### Given material
↓↓↓
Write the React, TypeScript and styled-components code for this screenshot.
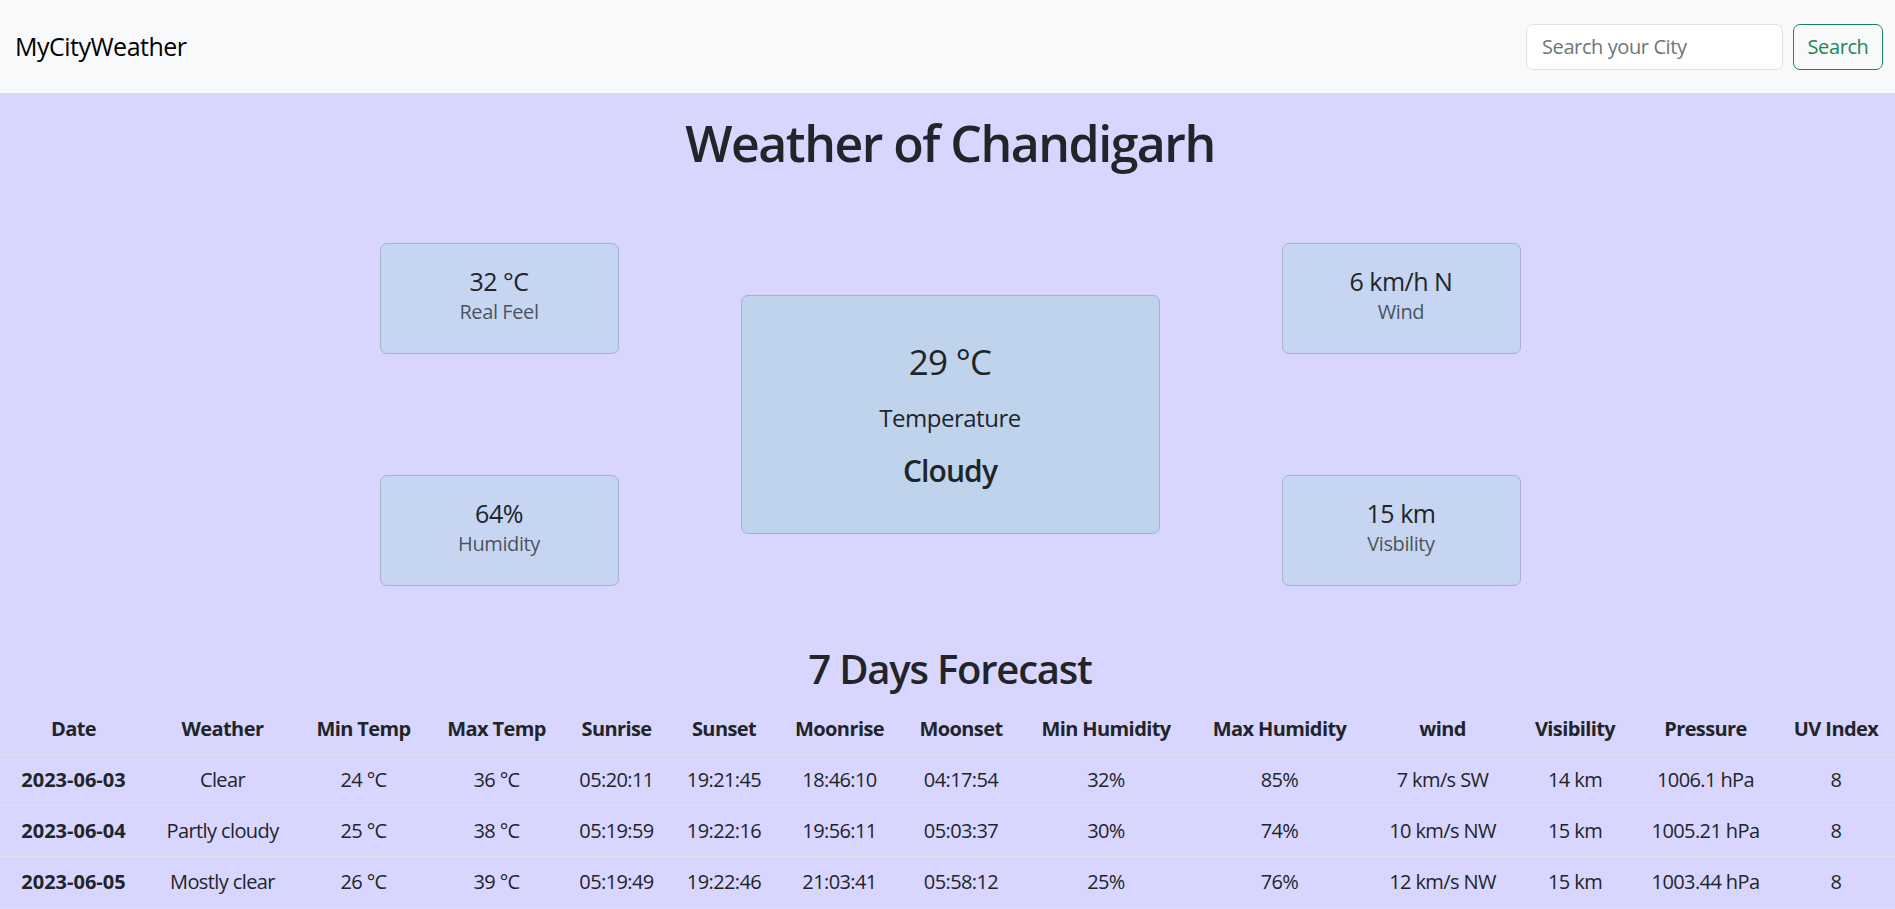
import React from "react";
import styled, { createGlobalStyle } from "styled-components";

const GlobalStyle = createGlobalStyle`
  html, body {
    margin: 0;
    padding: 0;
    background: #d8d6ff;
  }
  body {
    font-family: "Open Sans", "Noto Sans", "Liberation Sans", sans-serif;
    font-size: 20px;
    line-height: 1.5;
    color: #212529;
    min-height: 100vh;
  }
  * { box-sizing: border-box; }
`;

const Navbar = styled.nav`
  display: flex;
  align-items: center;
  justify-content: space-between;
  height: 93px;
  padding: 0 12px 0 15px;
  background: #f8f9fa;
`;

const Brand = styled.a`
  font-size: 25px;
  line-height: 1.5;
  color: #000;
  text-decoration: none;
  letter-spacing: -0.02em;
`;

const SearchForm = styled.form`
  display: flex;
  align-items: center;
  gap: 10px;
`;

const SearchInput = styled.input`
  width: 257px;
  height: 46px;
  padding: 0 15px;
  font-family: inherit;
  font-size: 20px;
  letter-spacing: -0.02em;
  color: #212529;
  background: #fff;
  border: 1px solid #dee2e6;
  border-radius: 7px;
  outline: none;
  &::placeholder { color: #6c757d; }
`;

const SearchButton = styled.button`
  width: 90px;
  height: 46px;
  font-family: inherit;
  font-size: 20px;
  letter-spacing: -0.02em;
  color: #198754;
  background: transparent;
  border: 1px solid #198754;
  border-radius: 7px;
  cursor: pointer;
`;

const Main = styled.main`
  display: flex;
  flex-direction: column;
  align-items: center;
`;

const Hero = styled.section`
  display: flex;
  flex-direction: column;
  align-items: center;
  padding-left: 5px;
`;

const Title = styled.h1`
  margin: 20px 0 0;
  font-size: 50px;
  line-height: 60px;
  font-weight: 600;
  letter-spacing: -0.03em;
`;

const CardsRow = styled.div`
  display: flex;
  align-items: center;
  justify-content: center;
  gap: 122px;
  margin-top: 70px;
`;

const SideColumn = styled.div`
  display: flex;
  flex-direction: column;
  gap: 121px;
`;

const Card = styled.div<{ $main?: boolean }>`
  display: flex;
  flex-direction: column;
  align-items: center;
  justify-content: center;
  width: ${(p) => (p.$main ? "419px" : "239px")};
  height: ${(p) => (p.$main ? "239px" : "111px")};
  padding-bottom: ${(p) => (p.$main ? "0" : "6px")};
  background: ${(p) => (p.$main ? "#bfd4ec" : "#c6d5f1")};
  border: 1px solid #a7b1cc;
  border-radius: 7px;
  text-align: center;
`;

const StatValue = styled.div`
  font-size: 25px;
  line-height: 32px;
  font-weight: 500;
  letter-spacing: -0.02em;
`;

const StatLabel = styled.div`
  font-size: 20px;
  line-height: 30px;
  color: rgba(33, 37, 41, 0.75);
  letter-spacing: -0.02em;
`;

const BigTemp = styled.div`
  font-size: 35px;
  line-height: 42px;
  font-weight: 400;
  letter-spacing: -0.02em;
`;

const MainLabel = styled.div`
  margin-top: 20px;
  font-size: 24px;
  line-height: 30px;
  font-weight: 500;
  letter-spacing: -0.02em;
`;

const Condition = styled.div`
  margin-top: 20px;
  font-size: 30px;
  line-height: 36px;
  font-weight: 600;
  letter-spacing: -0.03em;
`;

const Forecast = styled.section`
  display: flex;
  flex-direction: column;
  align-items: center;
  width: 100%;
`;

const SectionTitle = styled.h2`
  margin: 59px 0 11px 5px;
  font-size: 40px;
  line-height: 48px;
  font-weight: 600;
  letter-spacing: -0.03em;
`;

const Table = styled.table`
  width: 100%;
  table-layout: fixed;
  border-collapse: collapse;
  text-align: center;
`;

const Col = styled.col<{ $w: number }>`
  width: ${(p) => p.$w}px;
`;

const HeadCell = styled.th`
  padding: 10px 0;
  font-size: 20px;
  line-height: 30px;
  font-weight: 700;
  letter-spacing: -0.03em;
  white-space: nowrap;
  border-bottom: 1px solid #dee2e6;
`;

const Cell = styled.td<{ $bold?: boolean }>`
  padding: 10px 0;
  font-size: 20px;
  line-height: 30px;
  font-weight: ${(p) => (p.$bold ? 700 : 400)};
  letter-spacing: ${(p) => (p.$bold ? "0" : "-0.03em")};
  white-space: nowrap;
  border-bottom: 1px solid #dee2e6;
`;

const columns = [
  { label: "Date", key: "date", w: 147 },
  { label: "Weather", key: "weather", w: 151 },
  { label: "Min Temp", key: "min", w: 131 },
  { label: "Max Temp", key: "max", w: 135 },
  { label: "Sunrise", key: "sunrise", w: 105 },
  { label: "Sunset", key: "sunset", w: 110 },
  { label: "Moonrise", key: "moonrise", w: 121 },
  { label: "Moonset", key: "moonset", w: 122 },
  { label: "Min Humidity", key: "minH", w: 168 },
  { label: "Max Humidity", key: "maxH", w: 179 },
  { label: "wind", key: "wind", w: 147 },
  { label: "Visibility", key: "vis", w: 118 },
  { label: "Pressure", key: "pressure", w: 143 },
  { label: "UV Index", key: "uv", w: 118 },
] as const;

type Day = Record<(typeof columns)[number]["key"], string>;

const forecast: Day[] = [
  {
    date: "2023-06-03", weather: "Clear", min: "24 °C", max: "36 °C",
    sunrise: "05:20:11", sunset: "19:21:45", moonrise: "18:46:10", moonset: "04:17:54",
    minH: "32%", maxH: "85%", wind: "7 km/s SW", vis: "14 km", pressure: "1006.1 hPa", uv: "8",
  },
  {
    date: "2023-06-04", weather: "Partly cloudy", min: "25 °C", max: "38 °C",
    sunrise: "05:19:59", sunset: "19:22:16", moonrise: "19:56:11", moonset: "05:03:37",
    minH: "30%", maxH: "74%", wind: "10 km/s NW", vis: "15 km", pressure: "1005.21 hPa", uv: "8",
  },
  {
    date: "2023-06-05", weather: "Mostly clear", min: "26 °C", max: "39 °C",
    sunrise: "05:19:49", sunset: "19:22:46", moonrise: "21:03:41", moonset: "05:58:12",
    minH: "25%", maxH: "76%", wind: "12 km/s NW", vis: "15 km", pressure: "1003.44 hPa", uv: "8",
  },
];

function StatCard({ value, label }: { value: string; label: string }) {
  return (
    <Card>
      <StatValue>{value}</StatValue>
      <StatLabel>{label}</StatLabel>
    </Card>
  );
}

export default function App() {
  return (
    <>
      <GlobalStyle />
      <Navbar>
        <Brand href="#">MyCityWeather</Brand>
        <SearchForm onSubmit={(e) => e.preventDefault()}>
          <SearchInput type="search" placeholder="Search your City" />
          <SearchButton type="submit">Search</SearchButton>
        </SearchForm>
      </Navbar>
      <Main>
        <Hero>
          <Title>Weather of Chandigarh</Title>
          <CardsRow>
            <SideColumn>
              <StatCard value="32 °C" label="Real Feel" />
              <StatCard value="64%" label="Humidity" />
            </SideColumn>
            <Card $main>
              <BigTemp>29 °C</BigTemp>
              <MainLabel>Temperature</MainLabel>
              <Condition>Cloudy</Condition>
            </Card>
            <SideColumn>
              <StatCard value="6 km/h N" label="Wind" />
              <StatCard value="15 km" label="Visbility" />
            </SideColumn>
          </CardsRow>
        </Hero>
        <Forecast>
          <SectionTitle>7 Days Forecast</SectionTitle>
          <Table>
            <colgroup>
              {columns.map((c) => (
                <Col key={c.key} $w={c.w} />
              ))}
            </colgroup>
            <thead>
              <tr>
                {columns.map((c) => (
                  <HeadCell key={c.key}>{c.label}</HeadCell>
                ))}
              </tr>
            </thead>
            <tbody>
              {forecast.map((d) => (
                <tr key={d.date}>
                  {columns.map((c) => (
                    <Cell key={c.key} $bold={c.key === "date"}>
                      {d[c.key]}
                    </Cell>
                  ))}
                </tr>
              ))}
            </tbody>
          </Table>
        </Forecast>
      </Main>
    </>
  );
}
↑↑↑
Locate and copy each line in the data above that includes the word "components".

Write the React, TypeScript and styled-components code for this screenshot.
import styled, { createGlobalStyle } from "styled-components";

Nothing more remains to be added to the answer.